Sukidi Mulyadi, Cendekiawan Muhammadyah, dalam kegiatan Kemah Kebangsaan, mengingatkan kembali akan mimpi the Fouding Fathers yang disebut the Indonesian Dreams. Para pendahulu bangsa misalnya, Agussalim, Muh Hatta, Sukarno, dll memberi keteladanan dalam cara hidup yang ugahari tidak hidup mewah apalagi hedonis, mereka berpikir visioner demi kontinuitas bangsa yang besar ini.
Disebutkan bahwa memimpin atau pemimpin adalah jalan menderita. Kita tidak boleh bermewah-mewah di tengah rakyat yang miskin. Untuk itu yang perlu dilakukan adalah meneladani keteladanan hidup yang ditorehkan para pendiri bangsa, mempertautkan Indonesia dulu dan Indonesia ke depan. Karena Indonesia adalah negara untuk semua. Van Anderson mengatakan, Indonesia as a coming project. Kita dipanggil untuk berkarya demi Indonesia hebat.
Indonesi yang didambakan para pendiri bangsa adalah Indonesia yang berketuhanan, the God Nation. Bangsa yang religious ini harus ditopang oleh spirit kerukunan yang bersifat inheren. Untuk itu, perlu meneladan para tokoh religious baik agama Islam maupun non-Islam. Agama Katolik misalnya, semboyan yang dihidupi adalah seratus persen Katolik dan seratus persen Indonesia. Ini artinya kecintaan terhadap agama dengan sendirinya terimplementasi tehadap kecintaan pada Indonesia.
Salah satu the dream Indonesia adalah religiositas. Sebagaimana yang tecantum dalam Pancasila dan UUD 1945. Indonesia adalah negara beragama bukan negara agama. Maka keselamatan bukan ditentukan oleh sebuah agama tetapi keselamatan ditentukan oleh ketulusna hati/sincerity oleh para pemeluknya. Jagan pernah mengklaim keselamtan itu milik suatu agama. Tetapi keselamatan adalah milik mereka yang jujur dan tulus dalam menjalankan ajaran agama. Kita adalah saudara dalam kemanusiaan saudara dalam agama.
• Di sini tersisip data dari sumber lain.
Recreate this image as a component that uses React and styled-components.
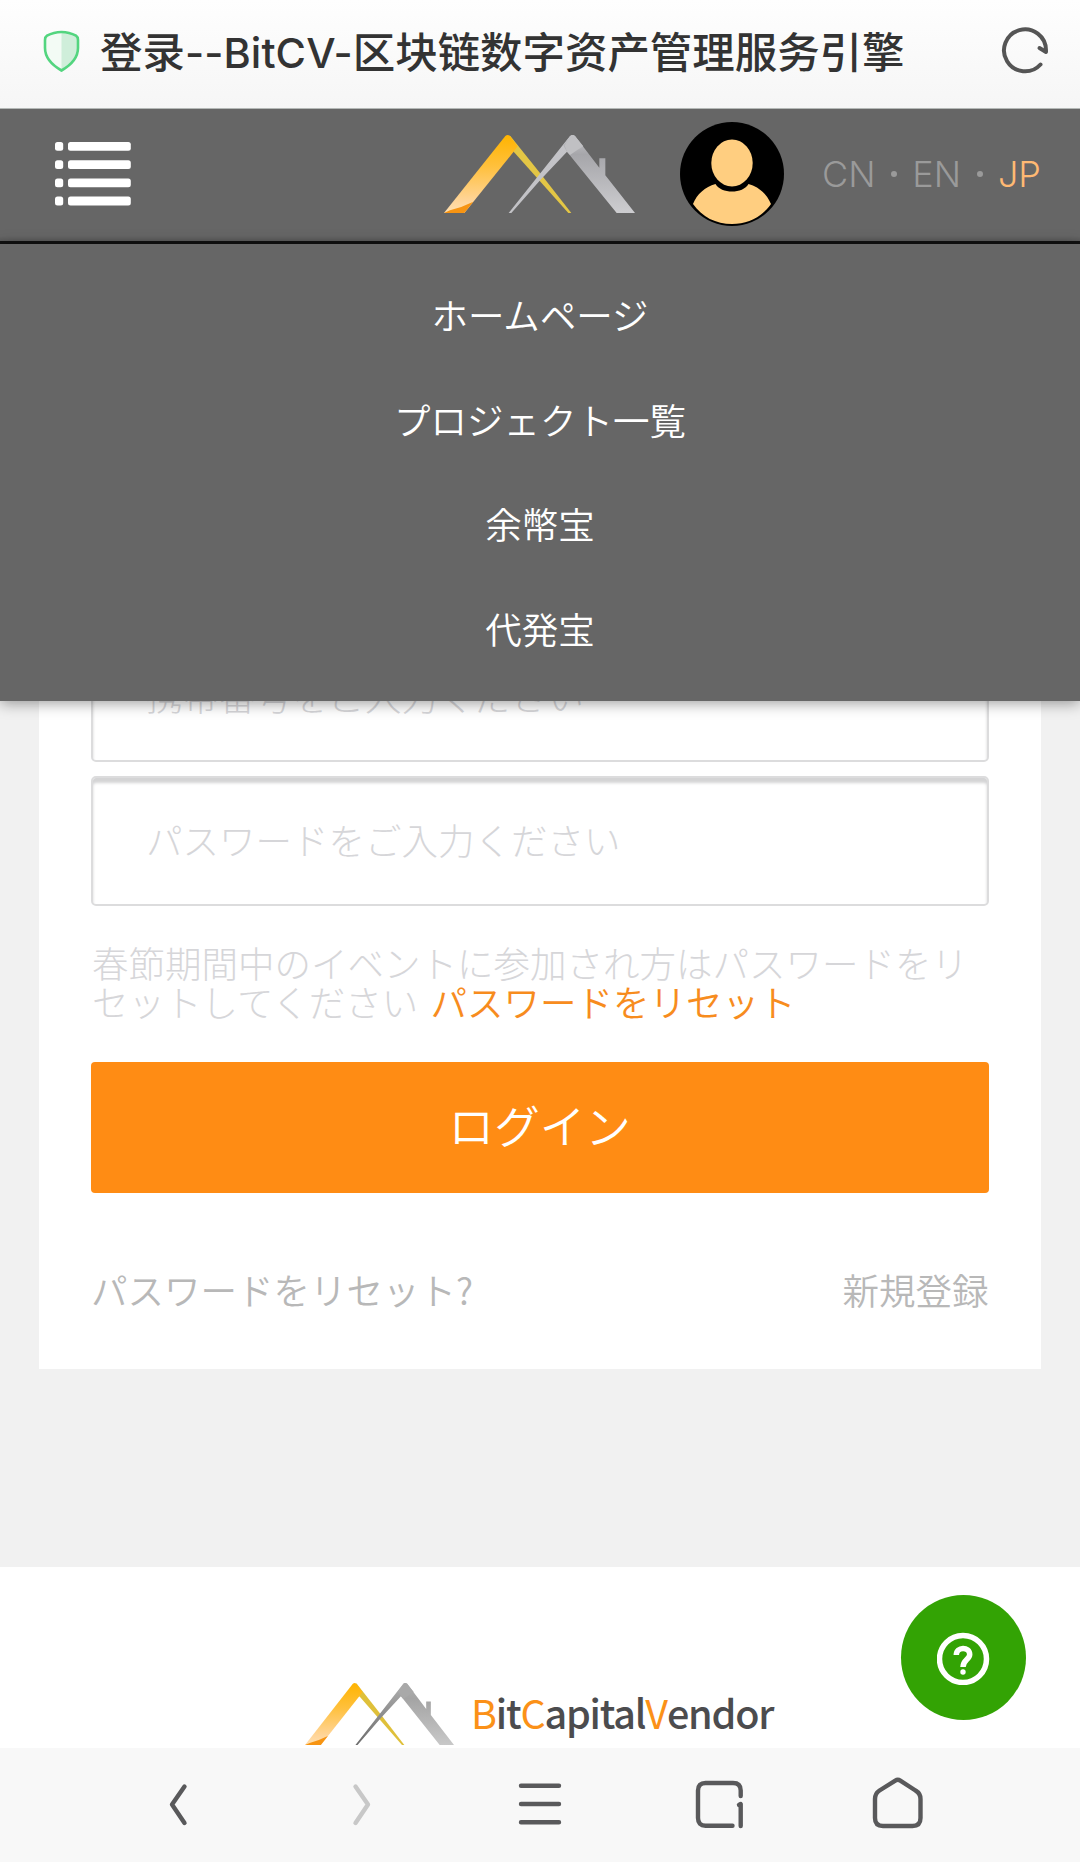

Bagaimana membangun kecerdasan berbangsa? Kecerdasan berbangsa tercipta bila bila semua elemen masyarakat sehat secara fisik dan psikis. Artinya mampu mengolah fisik dengan olahraga dan mampu mengolah diri dengan doa. Selain itu memiliki kecerdasan yang bisa dilatih dan dikembangkan dengan berbagai metode. Akhirnya manusia yang berkualitas adalah yang memiliki karakter atau mentalitas sebagai perpaduan dalam bersikap dan berperilaku. Syarat lain adalah bekerja keras, gigih, pantang meyerah, dan produktif serta tidak mencampuradukkan agama dan politik. Kelemahan kita adalah kemalasan dalam mengolah diri dan potensi yang ada, merasa nyaman dalam zona nyaman. Dalam hal agama, kita beragama namun tidak praktekkan dengan baik dan benar sesuai ajaran agama terkadang hanya mengikuti ritual belaka. Bahkan agama terkadang dijadikan jembatan politik. Bagaimana mimpi Indonesia menjadi kenyataan? Tidak lain dan tidak bukan adalah dengan mulai dari hal-hal kecil dan sederhana, bekerja dengan tulus dan jujur serta melaksanakan agama dengan baik dan benar.